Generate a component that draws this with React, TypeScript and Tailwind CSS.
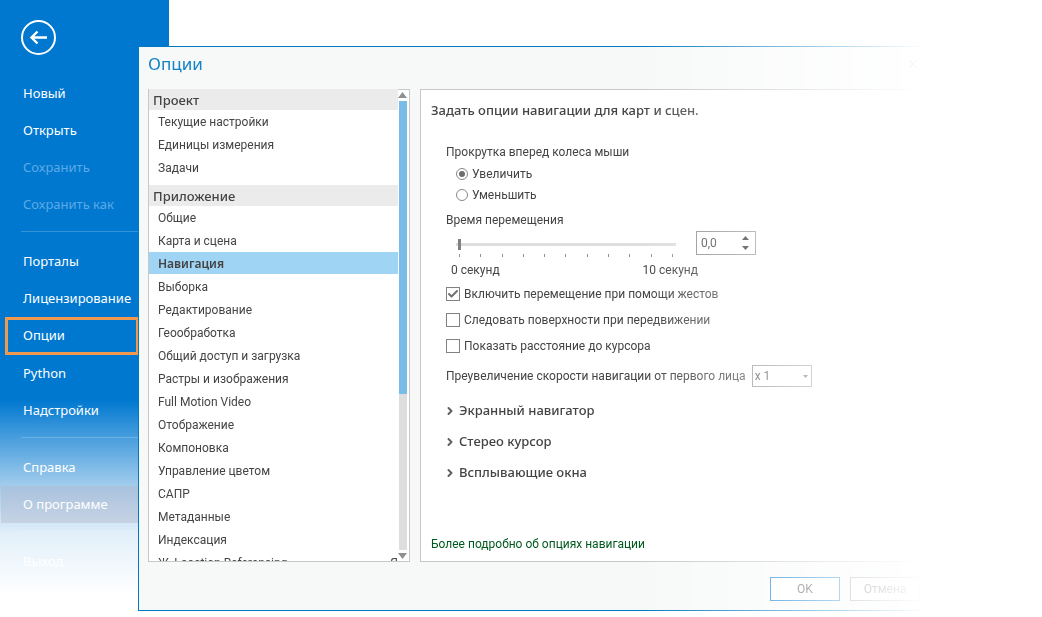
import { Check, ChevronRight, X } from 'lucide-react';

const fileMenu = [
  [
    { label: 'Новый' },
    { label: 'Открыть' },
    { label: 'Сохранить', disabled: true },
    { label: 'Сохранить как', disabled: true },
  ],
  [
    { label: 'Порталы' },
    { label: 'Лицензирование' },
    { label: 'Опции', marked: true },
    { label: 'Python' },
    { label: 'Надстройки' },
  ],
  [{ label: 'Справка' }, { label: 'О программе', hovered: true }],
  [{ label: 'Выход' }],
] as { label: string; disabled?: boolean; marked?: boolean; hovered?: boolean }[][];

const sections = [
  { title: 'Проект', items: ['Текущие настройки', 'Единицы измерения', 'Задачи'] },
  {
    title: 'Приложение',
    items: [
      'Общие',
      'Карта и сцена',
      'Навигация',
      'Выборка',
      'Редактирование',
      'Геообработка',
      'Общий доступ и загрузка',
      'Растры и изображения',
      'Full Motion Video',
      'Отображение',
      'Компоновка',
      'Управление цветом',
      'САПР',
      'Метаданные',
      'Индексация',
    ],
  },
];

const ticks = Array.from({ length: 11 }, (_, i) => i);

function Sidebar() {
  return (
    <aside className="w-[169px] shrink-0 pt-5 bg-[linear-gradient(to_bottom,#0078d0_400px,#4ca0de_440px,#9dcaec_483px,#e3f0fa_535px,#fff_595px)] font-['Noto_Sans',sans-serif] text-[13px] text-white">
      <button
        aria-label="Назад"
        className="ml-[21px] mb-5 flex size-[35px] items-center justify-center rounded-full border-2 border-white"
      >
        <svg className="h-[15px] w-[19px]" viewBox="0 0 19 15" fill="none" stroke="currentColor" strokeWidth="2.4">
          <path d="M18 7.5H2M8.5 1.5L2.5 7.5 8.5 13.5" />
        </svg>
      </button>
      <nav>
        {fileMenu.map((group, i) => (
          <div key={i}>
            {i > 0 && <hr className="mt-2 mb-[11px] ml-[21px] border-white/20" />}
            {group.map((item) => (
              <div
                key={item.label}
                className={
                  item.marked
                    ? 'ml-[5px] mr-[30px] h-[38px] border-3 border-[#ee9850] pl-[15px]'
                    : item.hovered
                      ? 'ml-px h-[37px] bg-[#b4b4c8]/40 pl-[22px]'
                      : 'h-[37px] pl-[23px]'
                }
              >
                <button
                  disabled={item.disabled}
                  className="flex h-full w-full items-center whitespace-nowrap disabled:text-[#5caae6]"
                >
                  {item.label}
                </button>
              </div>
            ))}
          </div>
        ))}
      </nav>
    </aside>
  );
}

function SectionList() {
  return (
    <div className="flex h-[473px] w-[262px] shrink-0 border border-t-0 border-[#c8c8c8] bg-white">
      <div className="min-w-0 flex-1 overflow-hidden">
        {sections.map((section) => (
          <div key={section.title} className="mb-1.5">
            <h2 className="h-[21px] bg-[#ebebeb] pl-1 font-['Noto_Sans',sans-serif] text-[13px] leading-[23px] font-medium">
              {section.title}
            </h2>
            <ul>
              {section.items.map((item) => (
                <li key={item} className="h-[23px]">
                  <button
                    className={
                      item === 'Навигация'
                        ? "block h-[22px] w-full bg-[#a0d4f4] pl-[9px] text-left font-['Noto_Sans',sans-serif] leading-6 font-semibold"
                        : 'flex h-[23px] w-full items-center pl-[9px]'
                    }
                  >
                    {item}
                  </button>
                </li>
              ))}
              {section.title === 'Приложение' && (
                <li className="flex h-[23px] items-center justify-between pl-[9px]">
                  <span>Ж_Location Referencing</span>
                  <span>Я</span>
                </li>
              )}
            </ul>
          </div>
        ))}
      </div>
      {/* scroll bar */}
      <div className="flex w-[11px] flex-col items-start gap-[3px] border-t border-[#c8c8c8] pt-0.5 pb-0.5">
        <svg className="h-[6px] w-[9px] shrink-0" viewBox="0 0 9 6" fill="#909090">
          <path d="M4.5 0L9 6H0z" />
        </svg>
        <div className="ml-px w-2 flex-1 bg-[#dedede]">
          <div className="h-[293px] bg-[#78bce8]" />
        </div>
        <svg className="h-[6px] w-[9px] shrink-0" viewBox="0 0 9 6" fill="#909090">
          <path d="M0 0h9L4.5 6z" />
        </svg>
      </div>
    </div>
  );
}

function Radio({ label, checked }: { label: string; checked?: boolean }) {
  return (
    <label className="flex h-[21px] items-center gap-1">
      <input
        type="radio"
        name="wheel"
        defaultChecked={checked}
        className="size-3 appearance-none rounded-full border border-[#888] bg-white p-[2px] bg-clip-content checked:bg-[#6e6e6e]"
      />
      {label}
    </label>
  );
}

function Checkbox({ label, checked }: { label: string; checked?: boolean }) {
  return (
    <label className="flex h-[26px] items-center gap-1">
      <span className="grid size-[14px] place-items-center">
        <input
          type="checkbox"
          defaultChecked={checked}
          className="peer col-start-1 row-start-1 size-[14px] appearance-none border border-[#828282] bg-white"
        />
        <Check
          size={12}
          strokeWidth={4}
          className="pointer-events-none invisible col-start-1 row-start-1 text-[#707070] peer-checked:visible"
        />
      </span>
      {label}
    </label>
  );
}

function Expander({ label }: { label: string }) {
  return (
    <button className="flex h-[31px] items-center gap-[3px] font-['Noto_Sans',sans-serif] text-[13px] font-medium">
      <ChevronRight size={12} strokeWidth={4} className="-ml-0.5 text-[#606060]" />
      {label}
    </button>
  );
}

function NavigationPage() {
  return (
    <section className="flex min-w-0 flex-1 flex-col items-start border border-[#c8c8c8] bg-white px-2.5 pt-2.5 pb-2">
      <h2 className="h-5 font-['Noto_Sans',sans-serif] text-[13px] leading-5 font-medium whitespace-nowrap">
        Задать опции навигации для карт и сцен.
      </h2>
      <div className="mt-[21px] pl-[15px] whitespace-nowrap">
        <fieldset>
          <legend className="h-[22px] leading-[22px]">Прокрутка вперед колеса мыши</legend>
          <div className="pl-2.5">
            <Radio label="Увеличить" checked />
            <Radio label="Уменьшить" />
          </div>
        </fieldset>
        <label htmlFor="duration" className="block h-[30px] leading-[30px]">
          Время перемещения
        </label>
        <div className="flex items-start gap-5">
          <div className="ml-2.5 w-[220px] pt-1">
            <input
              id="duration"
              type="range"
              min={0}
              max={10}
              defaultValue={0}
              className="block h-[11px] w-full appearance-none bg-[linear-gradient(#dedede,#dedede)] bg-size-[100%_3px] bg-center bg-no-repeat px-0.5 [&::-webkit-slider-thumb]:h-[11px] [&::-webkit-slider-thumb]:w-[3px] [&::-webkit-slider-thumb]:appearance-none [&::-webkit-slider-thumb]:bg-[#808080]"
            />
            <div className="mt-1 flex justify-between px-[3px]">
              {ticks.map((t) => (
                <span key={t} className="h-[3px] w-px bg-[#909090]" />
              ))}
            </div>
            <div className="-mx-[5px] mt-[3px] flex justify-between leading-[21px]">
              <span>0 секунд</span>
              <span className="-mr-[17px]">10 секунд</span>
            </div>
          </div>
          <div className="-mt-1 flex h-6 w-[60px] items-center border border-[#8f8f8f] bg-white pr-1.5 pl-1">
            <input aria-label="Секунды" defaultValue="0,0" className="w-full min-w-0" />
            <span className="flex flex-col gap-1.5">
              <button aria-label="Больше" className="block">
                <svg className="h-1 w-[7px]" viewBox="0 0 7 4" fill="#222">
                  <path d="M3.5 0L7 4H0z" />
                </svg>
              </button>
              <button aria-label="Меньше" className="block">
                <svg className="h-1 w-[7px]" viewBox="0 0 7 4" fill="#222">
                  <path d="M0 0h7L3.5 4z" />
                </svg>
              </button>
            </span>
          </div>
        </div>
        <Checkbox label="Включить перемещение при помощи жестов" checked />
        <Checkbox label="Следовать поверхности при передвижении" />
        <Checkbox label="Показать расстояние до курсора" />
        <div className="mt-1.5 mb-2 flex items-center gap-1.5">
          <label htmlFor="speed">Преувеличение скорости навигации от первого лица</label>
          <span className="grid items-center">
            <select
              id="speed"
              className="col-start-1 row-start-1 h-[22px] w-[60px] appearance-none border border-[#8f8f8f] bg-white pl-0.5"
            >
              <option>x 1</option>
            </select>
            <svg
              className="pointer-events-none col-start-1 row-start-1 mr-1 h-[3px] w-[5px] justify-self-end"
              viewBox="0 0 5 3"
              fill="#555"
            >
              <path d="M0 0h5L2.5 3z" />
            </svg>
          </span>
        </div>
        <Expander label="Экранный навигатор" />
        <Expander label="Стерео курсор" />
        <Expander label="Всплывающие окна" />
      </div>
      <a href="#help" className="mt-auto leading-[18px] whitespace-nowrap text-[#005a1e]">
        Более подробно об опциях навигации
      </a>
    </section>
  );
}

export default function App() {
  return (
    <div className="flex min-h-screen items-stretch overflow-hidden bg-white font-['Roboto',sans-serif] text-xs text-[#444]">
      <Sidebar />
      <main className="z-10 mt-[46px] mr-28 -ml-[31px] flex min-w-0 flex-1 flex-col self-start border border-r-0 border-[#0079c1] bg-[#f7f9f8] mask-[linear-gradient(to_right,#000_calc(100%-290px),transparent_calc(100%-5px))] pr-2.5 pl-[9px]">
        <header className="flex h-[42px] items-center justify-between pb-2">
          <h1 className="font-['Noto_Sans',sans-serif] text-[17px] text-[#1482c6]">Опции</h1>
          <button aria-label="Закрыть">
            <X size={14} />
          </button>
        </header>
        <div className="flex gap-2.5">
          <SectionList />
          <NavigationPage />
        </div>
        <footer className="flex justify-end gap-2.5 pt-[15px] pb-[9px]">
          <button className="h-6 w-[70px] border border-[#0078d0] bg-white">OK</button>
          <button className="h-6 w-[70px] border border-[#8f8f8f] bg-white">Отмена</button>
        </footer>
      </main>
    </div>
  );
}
● ● ●
Task: Write out again, exactly, the lines from the start of the listing up to the line containing "string; disabled?: boolean;", with both ends and without pictures.

Solution to this task:
Generate a component that draws this with React, TypeScript and Tailwind CSS.
import { Check, ChevronRight, X } from 'lucide-react';

const fileMenu = [
  [
    { label: 'Новый' },
    { label: 'Открыть' },
    { label: 'Сохранить', disabled: true },
    { label: 'Сохранить как', disabled: true },
  ],
  [
    { label: 'Порталы' },
    { label: 'Лицензирование' },
    { label: 'Опции', marked: true },
    { label: 'Python' },
    { label: 'Надстройки' },
  ],
  [{ label: 'Справка' }, { label: 'О программе', hovered: true }],
  [{ label: 'Выход' }],
] as { label: string; disabled?: boolean; marked?: boolean; hovered?: boolean }[][];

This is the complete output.